Students at one Saskatoon high school are hoping their latest school project extends far beyond a simple Christmas gesture.

Mount Royal Collegiate teacher Belinda Daniels’ Cree language class are making Christmas cards for aboriginal youth who will be spending the holidays behind bars. The students hope the cards show the incarcerated youth how a loss of cultural identity relates to the high rates of aboriginal incarceration.

“When you lose your culture, you lose your identity. You don’t know who you are, you don’t know where you came from, you don’t know much about your people or your ancestors,” grade 10 student Lyndon Ernest said.

Ernest said the class was inspired after attending We Day earlier this winter in Saskatoon. We Day is an annual event hosted by Free the Children, an international charity, featuring numerous activist speakers and performers. Students earn their ticket to the stadium-sized event by helping out with a local or global charitable cause.

“I guess for us it was learning about the injustices that people were facing in different countries, and then as well as the injustices that aboriginal people face in Canada,” Ernest said. “They talk about their movement and how it started with one person in one place, and we figured, well, why not start something like that here?”

Daniels said the residential school system played a major role in eroding First Nations cultural knowledge.

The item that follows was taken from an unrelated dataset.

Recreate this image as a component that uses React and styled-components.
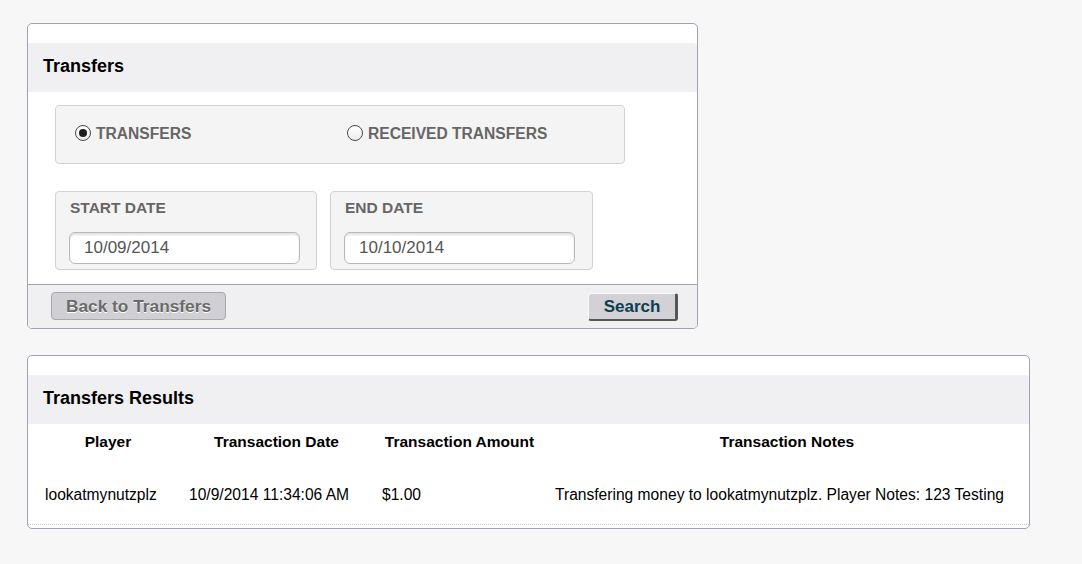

Her students initially learned to tell First Nations stories orally. Their hand-painted cards will share those stores in written form.

“When you're not knowing your purpose, this is when it becomes easier to get involved in drugs and alcohol,” Daniels said. “This is when it's easier to be involved in crime, because there's no connection bringing you back to your sense of being.”

Grade 11 student Brandon Bedard is eager to see how his four cards —including one detailing the story of the buffalo and its hump — are received by the youth.

“I think it's going to brighten up their day. I hope they write back, and tell us how it affected them, or how they took it,” he said.

Bedard is eager to hear their stories.